Q. When? A. Along in summer somewhere, I don’t remember just what month.

Q. Were any general repairs placed on that engine after you had this talk with the Master Mechanic ? A. Not to my knowledge.

Q. Do I understand you to say that there was no repairs placed on the engine from the time of the conversation you had with the Master Mechanic in the summer to the time the accident occurred?

A. I was talking to him about rebuilding five and he agreed with me that it should be rebuilt but it never was, no sir, not to my knowledge.”

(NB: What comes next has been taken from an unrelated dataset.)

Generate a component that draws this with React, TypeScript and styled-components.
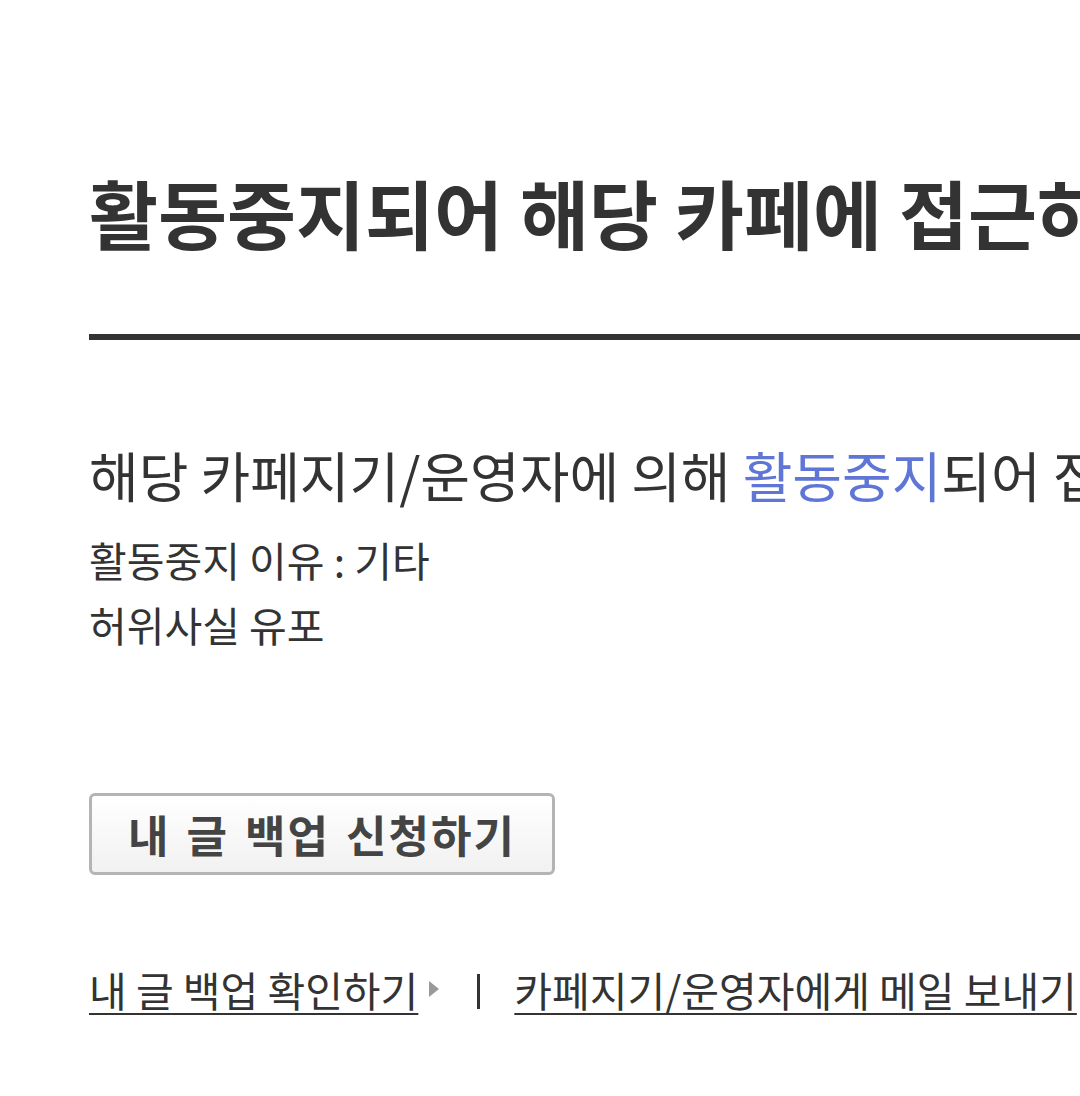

It thus appears from the affidavits of Johnson and Bowers, as well as from what occurred upon the trial, that Miller was an important and necessary witness for the defendant. Indeed from the character of the suit and the testimony necessary to support it, it must have been apparent to all, from *461these affidavits, that Miller, on account of his relation to the parties and his peculiar knowledge of the facts, would be an important and necessary witness. He was at home sick, and had been for two months, and could not then be brought into court as a witness, but was convalescing. His absence was caused through no fault or negligence on the part of the defendant. So far as appears, his attendance could be had by a continuance of the case until the next term of court. There does not seem to have been any unnecessary delay of the case. It had been continued at the last term of court by consent. The trial had been expedited by an order of the court transferring it from its place on the docket and directing the clerk to place it as first for trial at the February term.

The circumstances which made a continuance necessary at that term of court, were beyond the control of the court or parties, and without their fault. We think the defendant should not be made to suffer for conditions which it could not control, and that a continuance should have been given it, under the circumstances. The refusal to do so was error, and calls for a reversal of the judgment and a new trial.

Reversed and remanded for new trial.